It took a physical encounter (thanks to Pastor Duane, my brother from another mother, Shawn, and Dusty) and LITERALLY being thrown (Shawn will say ‘tossed’) to the ground to come face to face with God’s love for me. That jolt that morning quieted everything in my heart, soul, mind and spirit – every bad and ugly word spoken to me or over me and every attack against me (physical, emotional, spiritual, or otherwise). For the very first time in my life, I heard and felt God’s unconditional, unmerited grace and love for me. Tears flooded my face like a west Texas summer storm floods the parched ground. It was in that very moment that I came to understand what redemption meant. And for the first time ever, I felt whole, complete, restored, admired, rejoiced in, loved, and cherished.

When I share about my faith online, it’s not so people say, “oh look at her, isn’t she cute with her faith and scriptures and quotes.” It’s because I’ve seen the ugly side of life. It’s not pretty. It hurts. The wounds run deep and wide. Often times when I share something, it’s because at 3 a.m. in the morning, I’m laying in bed, wondering just how I’m going to make it through this or that, how am I going to help someone I love who is in need, suffering, hurting, or even just find the energy to face the day.

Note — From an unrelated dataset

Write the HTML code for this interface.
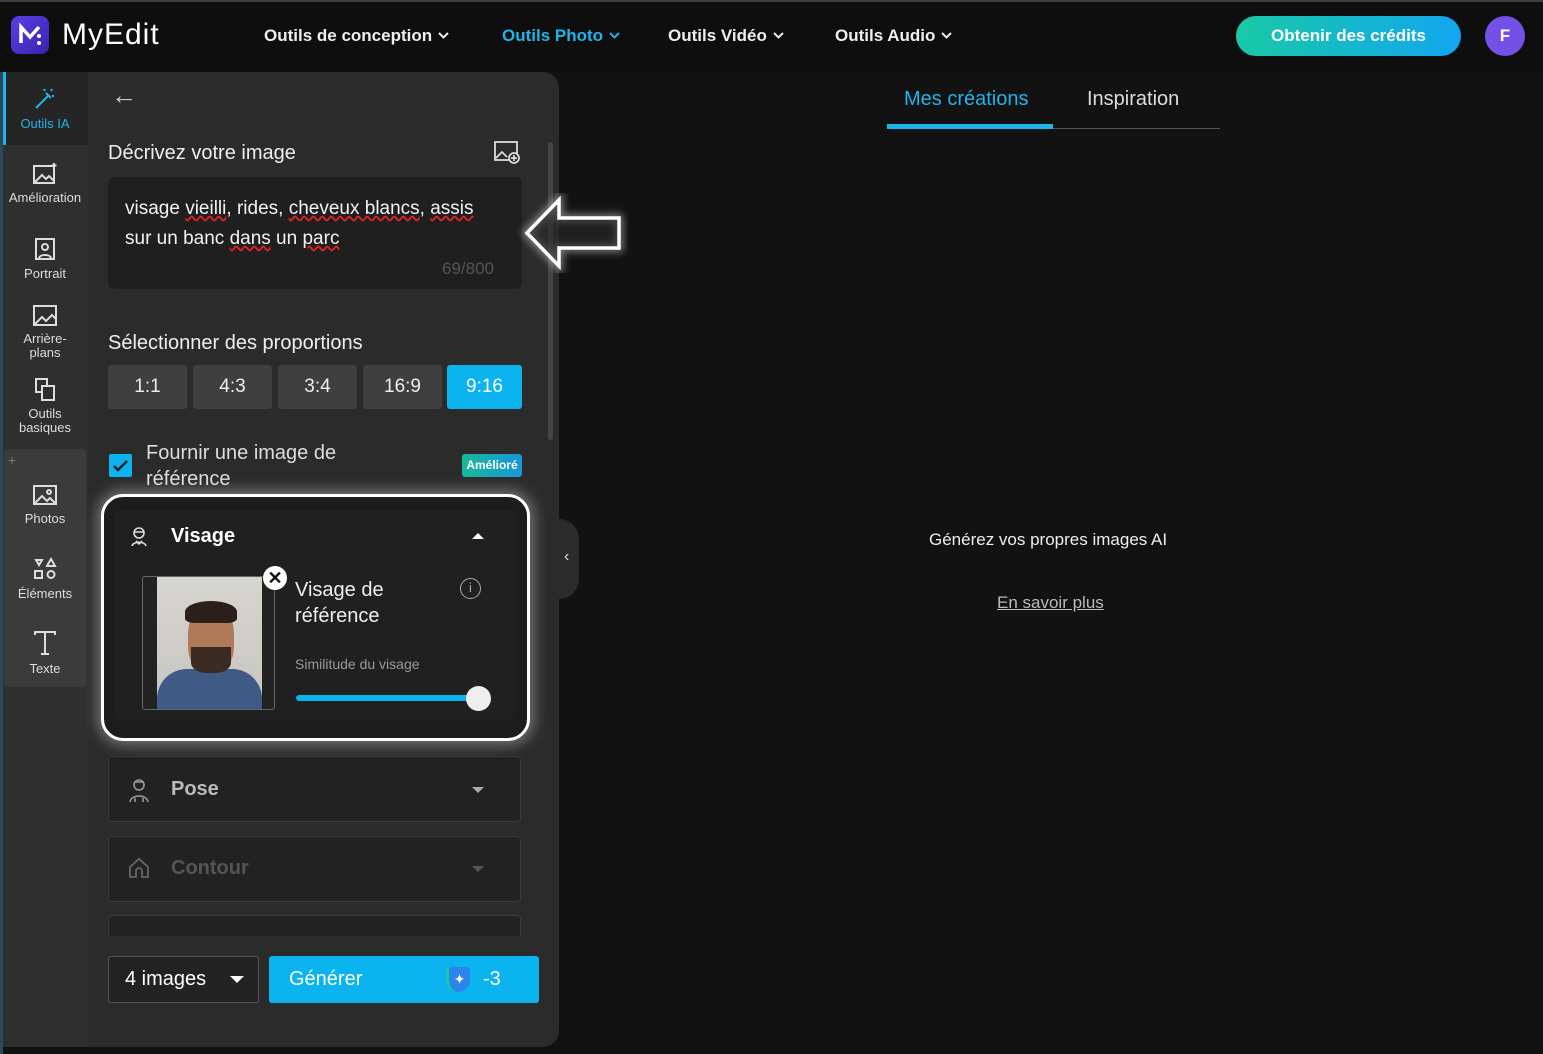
<!DOCTYPE html>
<html><head><meta charset="utf-8">
<style>
*{box-sizing:border-box;margin:0;padding:0}
body{width:1543px;height:1054px;background:#121212;font-family:"Liberation Sans",sans-serif;color:#fff;position:relative;overflow:hidden}
.abs{position:absolute}
.nav{font-size:17px;font-weight:bold;color:#eee;top:26px}
.nav svg{margin-left:6px;vertical-align:2px}
.side{position:absolute;left:2px;width:86px;text-align:center;font-size:13px;color:#ddd}
.side svg{display:block;margin:0 auto 4px}
.btn{position:absolute;top:365px;height:44px;width:79px;background:#3f3f3f;border-radius:3px;font-size:19px;text-align:center;line-height:44px;color:#eee}
.box{position:absolute;left:108px;width:413px;background:#222;border:1px solid #3a3a3a;border-radius:4px}
</style></head><body>
<!-- header -->
<div class="abs" style="left:0;top:0;width:1543px;height:72px;background:#0e0e0e;border-top:2px solid #3a4046"></div>
<div class="abs" style="left:11px;top:16px;width:38px;height:38px;border-radius:8px;background:linear-gradient(135deg,#5a3ee8,#3a22b0)">
<svg width="38" height="38" viewBox="0 0 38 38"><path d="M10 27V11l9 10 9-10" stroke="#fff" stroke-width="3.5" fill="none"/><circle cx="28" cy="20" r="2" fill="#fff"/><circle cx="28" cy="27" r="2" fill="#fff"/></svg></div>
<div class="abs" style="left:62px;top:18px;font-size:30px;color:#fff;letter-spacing:1px">MyEdit</div>
<div class="abs nav" style="left:264px">Outils de conception<svg width="11" height="7"><path d="M1 1l4.5 4.5L10 1" stroke="#eee" stroke-width="2" fill="none"/></svg></div>
<div class="abs nav" style="left:502px;color:#1fb5ea">Outils Photo<svg width="11" height="7"><path d="M1 1l4.5 4.5L10 1" stroke="#1fb5ea" stroke-width="2" fill="none"/></svg></div>
<div class="abs nav" style="left:668px">Outils Vidéo<svg width="11" height="7"><path d="M1 1l4.5 4.5L10 1" stroke="#eee" stroke-width="2" fill="none"/></svg></div>
<div class="abs nav" style="left:835px">Outils Audio<svg width="11" height="7"><path d="M1 1l4.5 4.5L10 1" stroke="#eee" stroke-width="2" fill="none"/></svg></div>
<div class="abs" style="left:1236px;top:16px;width:225px;height:40px;border-radius:20px;background:linear-gradient(90deg,#19c9a6,#12a6f0);font-size:17px;font-weight:bold;text-align:center;line-height:40px">Obtenir des crédits</div>
<div class="abs" style="left:1485px;top:16px;width:40px;height:40px;border-radius:50%;background:#7450e6;text-align:center;line-height:40px;font-size:17px;font-weight:bold">F</div>

<!-- sidebar -->
<div class="abs" style="left:0;top:72px;width:88px;height:975px;background:#2f2f2f"></div>
<div class="abs" style="left:0;top:72px;width:3px;height:982px;background:#2a4a5a"></div>
<div class="abs" style="left:3px;top:72px;width:86px;height:73px;background:#252525"></div>
<div class="abs" style="left:3px;top:72px;width:3px;height:73px;background:#1fb5ea"></div>
<div class="abs" style="left:4px;top:449px;width:82px;height:238px;background:#3b3b3b;border-radius:4px"></div>
<div class="abs" style="left:8px;top:452px;color:#777;font-size:14px">+</div>
<div class="side" style="top:86px;color:#1fb5ea"><svg width="26" height="26" viewBox="0 0 26 26" fill="none" stroke="#1fb5ea" stroke-width="2"><path d="M4 22L17 9M14 7l5 5M12 3l1 2M20 3l-1 2M22 10l-2 0"/></svg>Outils IA</div>
<div class="side" style="top:162px"><svg width="26" height="24" viewBox="0 0 26 24" fill="none" stroke="#ddd" stroke-width="2"><rect x="2" y="4" width="20" height="17"/><path d="M3 20l7-7 4 4 3-3 5 5"/><path d="M22 1v5M19.5 3.5h5"/></svg>Amélioration</div>
<div class="side" style="top:236px"><svg width="24" height="26" viewBox="0 0 24 26" fill="none" stroke="#ddd" stroke-width="2"><rect x="3" y="3" width="18" height="20"/><circle cx="12" cy="11" r="3"/><path d="M6 22c1-4 11-4 12 0"/></svg>Portrait</div>
<div class="side" style="top:304px;line-height:14px"><svg width="26" height="24" viewBox="0 0 26 24" fill="none" stroke="#ddd" stroke-width="2"><rect x="2" y="2" width="22" height="19"/><path d="M3 20l7-7 4 4 6-6 4 4"/></svg>Arrière-<br>plans</div>
<div class="side" style="top:377px;line-height:14px"><svg width="24" height="26" viewBox="0 0 24 26" fill="none" stroke="#ddd" stroke-width="2"><rect x="3" y="2" width="11" height="13"/><rect x="9" y="9" width="12" height="14" fill="#2f2f2f"/></svg>Outils<br>basiques</div>
<div class="side" style="top:483px"><svg width="26" height="24" viewBox="0 0 26 24" fill="none" stroke="#ddd" stroke-width="2"><rect x="2" y="3" width="22" height="18"/><path d="M3 20l7-7 5 5 3-3 5 5"/><circle cx="17" cy="9" r="2"/></svg>Photos</div>
<div class="side" style="top:556px"><svg width="26" height="26" viewBox="0 0 26 26" fill="none" stroke="#ddd" stroke-width="2"><path d="M4 4h6l-3 5z"/><path d="M19 3l4 7h-8z"/><rect x="3" y="15" width="7" height="7"/><circle cx="19" cy="18.5" r="3.5"/></svg>Éléments</div>
<div class="side" style="top:629px"><svg width="26" height="28" viewBox="0 0 26 28" fill="none" stroke="#ddd" stroke-width="2"><path d="M3 6V3h20v3M13 3v22M9 25h8"/></svg>Texte</div>

<!-- panel -->
<div class="abs" style="left:88px;top:72px;width:471px;height:975px;background:#2b2b2b;border-radius:0 16px 16px 0"></div>
<div class="abs" style="left:548px;top:142px;width:5px;height:298px;background:#444;border-radius:3px"></div>
<div class="abs" style="left:111px;top:80px;font-size:26px;color:#ccc">←</div>
<div class="abs" style="left:108px;top:142px;font-size:20px;color:#eee">Décrivez votre image</div>
<svg class="abs" style="left:494px;top:141px" width="28" height="24" viewBox="0 0 28 24" fill="none" stroke="#ddd" stroke-width="1.8"><rect x="1" y="1" width="22" height="18"/><path d="M2 17l6-6 5 5"/><circle cx="20" cy="17" r="5" fill="#2b2b2b"/><path d="M20 14v6M17 17h6"/></svg>
<div class="abs" style="left:108px;top:177px;width:414px;height:112px;background:#1f1f1f;border-radius:6px"></div>
<div class="abs" style="left:125px;top:194px;font-size:19px;line-height:30px;color:#f2f2f2;width:390px">visage <u style="text-decoration:underline wavy #d22">vieilli</u>, rides, <u style="text-decoration:underline wavy #d22">cheveux blancs</u>, <u style="text-decoration:underline wavy #d22">assis</u><br>sur un banc <u style="text-decoration:underline wavy #d22">dans</u> un <u style="text-decoration:underline wavy #d22">parc</u></div>
<div class="abs" style="left:442px;top:259px;font-size:17px;color:#555">69/800</div>
<div class="abs" style="left:108px;top:332px;font-size:20px;color:#eee">Sélectionner des proportions</div>
<div class="btn" style="left:108px">1:1</div>
<div class="btn" style="left:193px">4:3</div>
<div class="btn" style="left:278px">3:4</div>
<div class="btn" style="left:363px">16:9</div>
<div class="btn" style="left:447px;width:75px;background:#0bb4ee;color:#fff">9:16</div>
<div class="abs" style="left:109px;top:454px;width:23px;height:23px;background:#0bb4ee;border-radius:2px"><svg width="23" height="23"><path d="M5 12l4 4 9-9" stroke="#222" stroke-width="2.5" fill="none"/></svg></div>
<div class="abs" style="left:146px;top:440px;font-size:20px;line-height:26px;color:#ddd">Fournir une image de<br>référence</div>
<div class="abs" style="left:462px;top:454px;width:60px;height:23px;border-radius:3px;background:linear-gradient(90deg,#19b89a,#1896d8);font-size:12px;font-weight:bold;text-align:center;line-height:23px">Amélioré</div>

<!-- visage card -->
<div class="abs" style="left:101px;top:494px;width:429px;height:247px;border:3px solid #fff;border-radius:22px;background:#1c1c1c;box-shadow:0 0 14px 4px rgba(255,255,255,.35)"></div>
<div class="abs" style="left:114px;top:510px;width:402px;height:210px;background:#202020;border-radius:6px"></div>
<svg class="abs" style="left:129px;top:525px" width="20" height="22" viewBox="0 0 20 22" fill="none" stroke="#ddd" stroke-width="1.6"><circle cx="10" cy="8" r="5"/><path d="M5 7h10M3 21c1-5 13-5 14 0M7 16l3 3 3-3"/></svg>
<div class="abs" style="left:171px;top:525px;font-size:20px;font-weight:bold">Visage</div>
<div class="abs" style="left:472px;top:533px;width:0;height:0;border-left:6px solid transparent;border-right:6px solid transparent;border-bottom:6px solid #fff"></div>
<div class="abs" style="left:142px;top:576px;width:133px;height:134px;border:1px solid #666;border-radius:3px;background:#222;overflow:hidden">
<div class="abs" style="left:14px;top:0;width:105px;height:134px;background:linear-gradient(#d7d5d0,#c7c5c0)"></div>
<div class="abs" style="left:14px;top:92px;width:105px;height:42px;background:#3f5b85;border-radius:30px 30px 0 0"></div>
<div class="abs" style="left:45px;top:30px;width:46px;height:66px;background:#b07a58;border-radius:40%"></div>
<div class="abs" style="left:42px;top:24px;width:52px;height:22px;background:#2a1f1a;border-radius:50% 50% 20% 20%"></div>
<div class="abs" style="left:48px;top:70px;width:40px;height:26px;background:#3a2a22;border-radius:0 0 40% 40%"></div>
</div>
<div class="abs" style="left:263px;top:566px;width:24px;height:24px;border-radius:50%;background:#fff;color:#111;text-align:center;line-height:24px;font-size:18px;font-weight:bold">✕</div>
<div class="abs" style="left:295px;top:577px;font-size:20px;line-height:26px;color:#eee">Visage de<br>référence</div>
<div class="abs" style="left:460px;top:578px;width:21px;height:21px;border:1.5px solid #aaa;border-radius:50%;color:#aaa;font-size:13px;text-align:center;line-height:18px">i</div>
<div class="abs" style="left:295px;top:656px;font-size:14px;color:#999">Similitude du visage</div>
<div class="abs" style="left:296px;top:695px;width:182px;height:6px;border-radius:3px;background:#0bb4ee"></div>
<div class="abs" style="left:466px;top:686px;width:25px;height:25px;border-radius:50%;background:#eee"></div>

<!-- pose / contour -->
<div class="box" style="top:756px;height:66px"></div>
<svg class="abs" style="left:128px;top:777px" width="22" height="26" viewBox="0 0 22 26" fill="none" stroke="#999" stroke-width="1.6"><circle cx="11" cy="8" r="5"/><path d="M6 5h10M2 25c1-8 17-8 18 0M7 21v4M15 21v4"/></svg>
<div class="abs" style="left:171px;top:778px;font-size:20px;font-weight:bold;color:#bbb">Pose</div>
<div class="abs" style="left:472px;top:787px;border-left:6px solid transparent;border-right:6px solid transparent;border-top:6px solid #aaa"></div>
<div class="box" style="top:836px;height:66px"></div>
<svg class="abs" style="left:128px;top:857px" width="22" height="22" viewBox="0 0 22 22" fill="none" stroke="#666" stroke-width="1.8"><path d="M2 10l9-8 9 8v10H14v-6a3 3 0 0 0-6 0v6H2z"/></svg>
<div class="abs" style="left:171px;top:857px;font-size:20px;font-weight:bold;color:#555">Contour</div>
<div class="abs" style="left:472px;top:866px;border-left:6px solid transparent;border-right:6px solid transparent;border-top:6px solid #555"></div>
<div class="box" style="top:915px;height:30px;border-bottom:none;border-radius:4px 4px 0 0"></div>
<div class="abs" style="left:100px;top:936px;width:440px;height:12px;background:#2b2b2b"></div>

<!-- bottom -->
<div class="abs" style="left:108px;top:956px;width:151px;height:47px;border:1px solid #555;border-radius:3px;background:#222"></div>
<div class="abs" style="left:125px;top:968px;font-size:20px">4 images</div>
<div class="abs" style="left:230px;top:976px;border-left:7px solid transparent;border-right:7px solid transparent;border-top:7px solid #fff"></div>
<div class="abs" style="left:269px;top:956px;width:270px;height:47px;background:#0bb4ee;border-radius:3px"></div>
<div class="abs" style="left:289px;top:968px;font-size:20px">Générer</div>
<div class="abs" style="left:446px;top:967px;width:24px;height:25px;border-radius:4px 4px 12px 12px;background:#2a86e8;border-left:3px solid #19c9a6;color:#fff;text-align:center;font-size:14px;line-height:25px">✦</div>
<div class="abs" style="left:483px;top:968px;font-size:20px">-3</div>

<!-- collapse tab -->
<div class="abs" style="left:559px;top:519px;width:20px;height:80px;background:#2b2b2b;border-radius:0 30px 30px 0"></div>
<div class="abs" style="left:564px;top:548px;color:#ddd;font-size:16px">‹</div>

<!-- right main -->
<div class="abs" style="left:904px;top:88px;font-size:20px;color:#1fb5ea">Mes créations</div>
<div class="abs" style="left:1087px;top:88px;font-size:20px;color:#ddd">Inspiration</div>
<div class="abs" style="left:887px;top:128px;width:333px;height:1px;background:#555"></div>
<div class="abs" style="left:887px;top:124px;width:166px;height:5px;background:#1fb5ea"></div>
<div class="abs" style="left:929px;top:530px;font-size:17px;color:#eee">Générez vos propres images AI</div>
<div class="abs" style="left:997px;top:593px;font-size:17px;color:#bbb;text-decoration:underline">En savoir plus</div>

<!-- annotation arrow -->
<svg class="abs" style="left:515px;top:188px" width="120" height="90" viewBox="0 0 120 90">
<defs><filter id="g"><feGaussianBlur stdDeviation="4"/></filter></defs>
<path d="M12 45L44 12V30H104V60H44V78Z" fill="none" stroke="#fff" stroke-width="8" opacity=".45" filter="url(#g)"/>
<path d="M12 45L44 12V30H104V60H44V78Z" fill="rgba(40,40,40,.6)" stroke="#fff" stroke-width="3.5"/>
</svg>
</body></html>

It is then that I’m reminded that these mountains I’m facing are not ones to carry, but to climb over. Ones in which I am to remain faithful, to calm myself and feel His presence, to trust in His timing, to let Him be the protector, the provider, the warrior, and the loving, kind, caring, compassionate father He is. It is those moments I remember that I am restored. I am rejoiced in. I am redeemed. I have been made whole.  It’s not that tough times won’t strike or doubt and worry and everything in between won’t try and take over again, it just means that there is nothing – or no one- that can take who I am in him and to him away from me.

My reminder for you today – whoever you are, wherever you are – is that YOU are rejoiced in – just the way you are. You are perfect. Your laugh, your smile, your tough exterior, your quiet nature, your vivacious spirit. You were made to be you to change the world around you. YOU are loved. There is NOTHING that you have done, survived, said, or witnessed that can change His love for you. When you come to not only realize that, but live in that, I promise you that you find a sense of peace and an overwhelming sense of love like never before. My wish for you today is that you lay down everything that is not from him – if it is not wrapped in promise, peace, joy, and happiness, TOSS. IT. OUT. THE. WINDOW! My hope for you today is that you find and hold on to peace. To joy. To the promise that the best of the rest of your life is ahead of you.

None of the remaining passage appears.